Saturday, January 05, 2008

Forbidden words!

We can take or leave the annual list of banned words from the cousins at Lake Superior State. Around here, "webinar" is sort of like Bud Light: You can go ahead and pour my share back into the horse. We don't stock it or serve it, but if you show up with a six-pack to watch the game Sunday night, we're not going to make fun of you in public or anything.

What gets on the Forbidden Words list around here? Not the flavor-of-the-day things, or the ones that You Kids are going to Destroy The Language With if you don't turn those damn baseball caps around.* It's the ones that always seem to be hanging around the same crime scenes: "celebrates" with sports photos, "Up, Up and Away" with balloon photos, "at the scene" in cop stories, "saffron-colored robes"** in Southeast Asia stories. And, of course, the annoying Instant Epithets of the provincial press corps:
The show played so well in Iowa that Mike Huckabee, the bass-plucking former Southern Baptist preacher and Arkansas governor, decided to take it on the road. (Freep, Saturday 1A)
Meanwhile, Huckabee, the former Arkansas governor and bass-plucking Baptist preacher, rode a continuing wave of popularity in the state, wrenching away the lead long held by Republican Mitt Romney, a former Massachusetts governor and Bloomfield Hills native. (Freep, Friday 1A)

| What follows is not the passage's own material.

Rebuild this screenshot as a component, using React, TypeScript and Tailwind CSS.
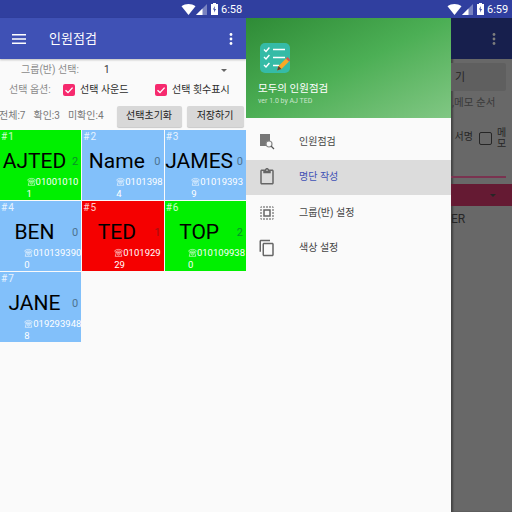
import React from 'react';

const font = { fontFamily: '"Roboto", "Noto Sans CJK KR", sans-serif' };

interface Person {
  no: number;
  name: string;
  count: number;
  phone: string;
  rest: string;
  bg: string;
  countColor: string;
  phoneInset: string;
}

const people: Person[] = [
  { no: 1, name: 'AJTED', count: 2, phone: '01001010', rest: '1', bg: 'bg-[#00f000]', countColor: 'text-[#0a8f2a]', phoneInset: 'pr-[3px]' },
  { no: 2, name: 'Name', count: 0, phone: '0101398', rest: '4', bg: 'bg-[#82c0fa]', countColor: 'text-[#4d7391]', phoneInset: 'pr-[1px]' },
  { no: 3, name: 'JAMES', count: 0, phone: '01019393', rest: '9', bg: 'bg-[#82c0fa]', countColor: 'text-[#4d7391]', phoneInset: 'pr-[3px]' },
  { no: 4, name: 'BEN', count: 0, phone: '010139390', rest: '0', bg: 'bg-[#82c0fa]', countColor: 'text-[#4d7391]', phoneInset: 'pr-0' },
  { no: 5, name: 'TED', count: 1, phone: '0101929', rest: '29', bg: 'bg-[#f50000]', countColor: 'text-[#a01010]', phoneInset: 'pr-[3px]' },
  { no: 6, name: 'TOP', count: 2, phone: '010109938', rest: '0', bg: 'bg-[#00f000]', countColor: 'text-[#0a8f2a]', phoneInset: 'pr-[1px]' },
  { no: 7, name: 'JANE', count: 0, phone: '019293948', rest: '8', bg: 'bg-[#82c0fa]', countColor: 'text-[#4d7391]', phoneInset: 'pr-0' },
];

const StatusBar = ({ time }: { time: string }) => (
  <div className="h-[18px] bg-[#303f9f] flex items-center justify-end pr-[6px] shrink-0">
    <svg width="15" height="11" viewBox="0 0 14 11">
      <path d="M0 2.2C4-.7 10-.7 14 2.2L7 11z" fill="#fff" />
    </svg>
    <svg width="11" height="11" viewBox="0 0 11 11">
      <path d="M11 0v11H0z" fill="#fff" fillOpacity="0.35" />
      <path d="M6.5 4.5V11H0z" fill="#fff" />
    </svg>
    <svg width="7" height="12" viewBox="0 0 7 12" className="ml-[4px]">
      <path d="M2 0h3v1h2v11H0V1h2z" fill="#fff" />
      <path d="M3.8 3 2 6.6h1.3L3 9.5l2-3.6H3.6z" fill="#303f9f" />
    </svg>
    <span className="text-[11px] leading-none text-white ml-[3px] w-[19px]">{time}</span>
  </div>
);

const Check = ({ label }: { label: string }) => (
  <div className="flex items-center gap-[5px]">
    <span className="w-[12px] h-[12px] rounded-[2px] bg-[#f62a6e] flex items-center justify-center">
      <svg width="10" height="10" viewBox="0 0 10 10" fill="none" stroke="#fff" strokeWidth="1.4">
        <path d="M1.5 5.2 4 7.6l4.6-5" />
      </svg>
    </span>
    <span className="text-[10px] leading-none text-[#2b2b2b]">{label}</span>
  </div>
);

const PhoneGlyph = () => (
  <svg width="9" height="9" viewBox="0 0 9 9" fill="none" stroke="#fff" strokeOpacity="0.65" strokeWidth="0.9" className="inline-block align-[-1px]">
    <path d="M.5 3.2C2 .8 7 .8 8.5 3.2L7 4.4 6 3H3L2 4.4z" />
    <path d="M2.4 4.4 1.2 8.3h6.6L6.6 4.4z" />
    <circle cx="4.5" cy="6" r="1" />
  </svg>
);

const Cell = ({ person }: { person: Person }) => (
  <div className={`${person.bg} h-[70px] flex flex-col overflow-hidden`}>
    <div className="h-[17px] pl-[1px] pt-[2px] text-[10px] leading-none text-white/80 tracking-[1px]">#{person.no}</div>
    <div className="flex items-center h-[29px]">
      <div className="w-[69px] text-center text-[21px] leading-none text-black whitespace-nowrap">{person.name}</div>
      <div className={`${person.countColor} text-[11px] leading-none pl-[3px]`}>{person.count}</div>
    </div>
    <div className={`flex justify-end ${person.phoneInset}`}>
      <div className="text-[9.5px] leading-[12px] text-white whitespace-nowrap">
        <PhoneGlyph />
        {person.phone}
        <br />
        {person.rest}
      </div>
    </div>
  </div>
);

const MenuItem = ({ label, active, children }: { label: string; active?: boolean; children: React.ReactNode }) => (
  <div className={`h-[35.5px] flex items-center ${active ? 'bg-[#dcdcdc]' : ''}`}>
    <div className="w-[42px] mr-[11px] flex justify-center">{children}</div>
    <span className={`text-[10px] leading-none ${active ? 'text-[#3f51b5]' : 'text-[#444]'}`}>{label}</span>
  </div>
);

export default function App() {
  return (
    <div className="w-[512px] h-[512px] flex overflow-hidden bg-[#fafafa]" style={font}>
      {/* left phone: attendance screen */}
      <div className="w-[246px] shrink-0 flex flex-col">
        <StatusBar time="6:58" />
        <div className="h-[41px] bg-[#3f51b5] flex items-center shrink-0 shadow-[0_1px_2px_rgba(0,0,0,0.25)]">
          <svg width="14" height="10" viewBox="0 0 14 10" className="ml-[12px]" fill="#fff">
            <path d="M0 0h14v1.4H0zM0 4.3h14v1.4H0zM0 8.6h14V10H0z" />
          </svg>
          <span className="ml-[23px] text-[13px] leading-none text-white">인원점검</span>
          <svg width="4" height="12" viewBox="0 0 4 12" className="ml-auto mr-[13px]" fill="#fff">
            <circle cx="2" cy="1.5" r="1.4" />
            <circle cx="2" cy="6" r="1.4" />
            <circle cx="2" cy="10.5" r="1.4" />
          </svg>
        </div>

        <div className="h-[20px] flex items-center mt-[1px] text-[10px] leading-none shrink-0">
          <span className="ml-[21px] w-[83px] text-[#8a8a8a]">그룹(반) 선택:</span>
          <span className="text-[#333]">1</span>
          <span className="ml-auto mr-[19px] w-0 h-0 border-x-[3px] border-x-transparent border-t-[3px] border-t-[#666]" />
        </div>

        <div className="h-[20px] flex items-center text-[10px] leading-none shrink-0">
          <span className="ml-[9px] w-[54px] text-[#8a8a8a]">선택 옵션:</span>
          <div className="w-[92px]"><Check label="선택 사운드" /></div>
          <Check label="선택 횟수표시" />
        </div>

        <div className="h-[22px] mt-[5px] flex items-center text-[10px] leading-none shrink-0">
          <span className="text-[#777] whitespace-nowrap -ml-[1px] flex gap-[8px]">
            <span>전체:7</span>
            <span>확인:3</span>
            <span>미확인:4</span>
          </span>
          <button className="ml-[13px] w-[65px] h-[21px] rounded-[2px] bg-[#d8d8d8] text-[10px] text-[#222] shadow-[0_1px_1px_rgba(0,0,0,0.2)]">선택초기화</button>
          <button className="ml-[5px] w-[57px] h-[21px] rounded-[2px] bg-[#d8d8d8] text-[10px] text-[#222] shadow-[0_1px_1px_rgba(0,0,0,0.2)]">저장하기</button>
        </div>

        <div className="grid grid-cols-3 gap-[1px] mt-[3px] bg-[#fafafa]">
          {people.map((p) => (
            <Cell key={p.no} person={p} />
          ))}
        </div>
      </div>

      {/* right phone: open drawer over the list editor */}
      <div className="flex-1 flex flex-col min-w-0">
        <StatusBar time="6:59" />
        <div className="flex flex-1 min-h-0">
          <div className="w-[205px] shrink-0 bg-[#fafafa] flex flex-col">
            <div className="h-[100px] bg-gradient-to-br from-[#2e8b36] via-[#4caf55] to-[#81c784] flex flex-col pl-[14px] pt-[25px]">
              <svg width="30" height="31" viewBox="0 0 30 31">
                <rect width="30" height="30" rx="5" fill="#35bba6" />
                <g fill="none" stroke="#fff" strokeWidth="1.4">
                  <path d="M4 6.5 6 8.5l3.4-4M4 14l2 2 3.4-4M4 22l2 2 3.4-4" />
                  <path d="M13 6.5h12M13 14.5h12M13 22.5h6" />
                </g>
                <path d="M17 27.5l1.5-4.5L26 15.5l3 3-7.5 7.5z" fill="#f9a825" />
                <path d="M26 15.5l1.5-1.5 3 3-1.5 1.5z" fill="#d9534f" />
                <path d="M17 27.5l1.5-4.5 3 3z" fill="#5d4037" />
              </svg>
              <span className="-ml-[2px] mt-[10px] text-[10.5px] leading-none text-white">모두의 인원점검</span>
              <span className="-ml-[2px] mt-[3px] text-[7px] leading-none text-white/70">ver 1.0 by AJ TED</span>
            </div>
            <div className="h-[6px]" />
            <MenuItem label="인원점검">
              <svg width="16" height="17" viewBox="0 0 16 17">
                <rect x="1" y="1" width="10" height="12" fill="#777" />
                <circle cx="10" cy="11" r="3" fill="#fafafa" stroke="#888" strokeWidth="1.2" />
                <path d="M12 13l3 3" stroke="#555" strokeWidth="1.3" />
              </svg>
            </MenuItem>
            <MenuItem label="명단 작성" active>
              <svg width="18" height="18" viewBox="0 0 24 24" fill="#666">
                <path d="M19 2h-4.18C14.4.84 13.3 0 12 0c-1.3 0-2.4.84-2.82 2H5c-1.1 0-2 .9-2 2v16c0 1.1.9 2 2 2h14c1.1 0 2-.9 2-2V4c0-1.1-.9-2-2-2zm-7 0c.55 0 1 .45 1 1s-.45 1-1 1-1-.45-1-1 .45-1 1-1zm7 18H5V4h2v3h10V4h2v16z" />
              </svg>
            </MenuItem>
            <MenuItem label="그룹(반) 설정">
              <svg width="18" height="18" viewBox="0 0 24 24" fill="#666">
                <path d="M3 5h2V3c-1.1 0-2 .9-2 2zm0 8h2v-2H3v2zm4 8h2v-2H7v2zM3 9h2V7H3v2zm10-6h-2v2h2V3zm6 0v2h2c0-1.1-.9-2-2-2zM5 21v-2H3c0 1.1.9 2 2 2zm-2-4h2v-2H3v2zM9 3H7v2h2V3zm2 18h2v-2h-2v2zm8-8h2v-2h-2v2zm0 8c1.1 0 2-.9 2-2h-2v2zm0-12h2V7h-2v2zm0 8h2v-2h-2v2zm-4 4h2v-2h-2v2zm0-16h2V3h-2v2zM7 17h10V7H7v10zm2-8h6v6H9V9z" />
              </svg>
            </MenuItem>
            <MenuItem label="색상 설정">
              <svg width="18" height="18" viewBox="0 0 24 24" fill="#666">
                <path d="M16 1H4c-1.1 0-2 .9-2 2v14h2V3h12V1zm3 4H8c-1.1 0-2 .9-2 2v14c0 1.1.9 2 2 2h11c1.1 0 2-.9 2-2V7c0-1.1-.9-2-2-2zm0 16H8V7h11v14z" />
              </svg>
            </MenuItem>
          </div>

          {/* dimmed page behind the drawer */}
          <div className="flex-1 min-w-0 bg-[#686868] flex flex-col overflow-hidden shadow-[inset_2px_0_2px_rgba(0,0,0,0.35)] text-[10px] leading-none text-[#262626]">
            <div className="h-[41px] bg-[#171f4d] flex items-center justify-end pr-[16px] shrink-0">
              <svg width="4" height="12" viewBox="0 0 4 12" fill="#7d7d7d">
                <circle cx="2" cy="1.5" r="1.4" />
                <circle cx="2" cy="6" r="1.4" />
                <circle cx="2" cy="10.5" r="1.4" />
              </svg>
            </div>
            <div className="h-[28px] mt-[4px] mr-[6px] bg-[#5f5f5f] flex items-center rounded-r-[2px] shrink-0">
              <span className="ml-[4px] text-[11px]">기</span>
            </div>
            <div className="mt-[7px] h-[10px] whitespace-nowrap pl-[1px] text-[10.5px] text-[#3a3a3a] shrink-0">,메모 순서</div>
            <div className="mt-[23px] h-[30px] flex items-start shrink-0">
              <span className="w-[22px] whitespace-nowrap flex justify-end mt-[1px]">서명</span>
              <span className="ml-[6px] mt-[1px] w-[13px] h-[13px] rounded-[2px] border-[1.5px] border-[#262626]" />
              <span className="ml-[5px] -mt-[4px] w-[9px] break-all text-[10px] leading-[11px]">메모</span>
            </div>
            <div className="mt-[15px] h-[2px] mr-[6px] bg-[#7a3350] shrink-0" />
            <div className="mt-[6px] h-[22px] bg-[#651a33] flex items-center justify-end pr-[16px] shrink-0">
              <span className="w-0 h-0 border-x-[3.5px] border-x-transparent border-t-[3.5px] border-t-[#262626]" />
            </div>
            <div className="mt-[7px] text-[12px]">ER</div>
          </div>
        </div>
      </div>
    </div>
  );
}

And any of the ones that have started to sound like datelines of their own:
WAR-TORN, Iraq (AP) --
DELEGATE-HEAVY, Calif. (AP) --
FIRST-IN-THE-NATION, Iowa (AP) --
OIL-RICH, Saudi Arabia (AP) --
And, of course, that hat trick -- hell, in deference to Lake Superior State, let's go ahead and call it a Perfect Storm -- of high-end dining terms in the lede story at right, from the Orlando Sentinel. Upscale eatery! Poshest restaurant! Swankiest restaurant! And that's before we get past the lede.

So -- ban new words? Nah. We have enough on our hands around here with the ones we already have.


* Sweet!
** I'm still trying to come up with a dateline for this one. Any suggestions there, Ridger?

2 Comments:

Blogger Andy Bechtel said...

How many people read that about Huckabee and ask, "Honey, why is this man fingering a fish? And why does the paper keep mentioning it?"

9:05 AM, January 07, 2008  
Anonymous Anonymous said...

I'm glad I'm not alone--glad I'm not alone in thinking "I can't be bothered banning current slang like 'sweet'" and in thinking, "what's up w/ that fish, and how DO you pluck a bass anyway? On the gills?"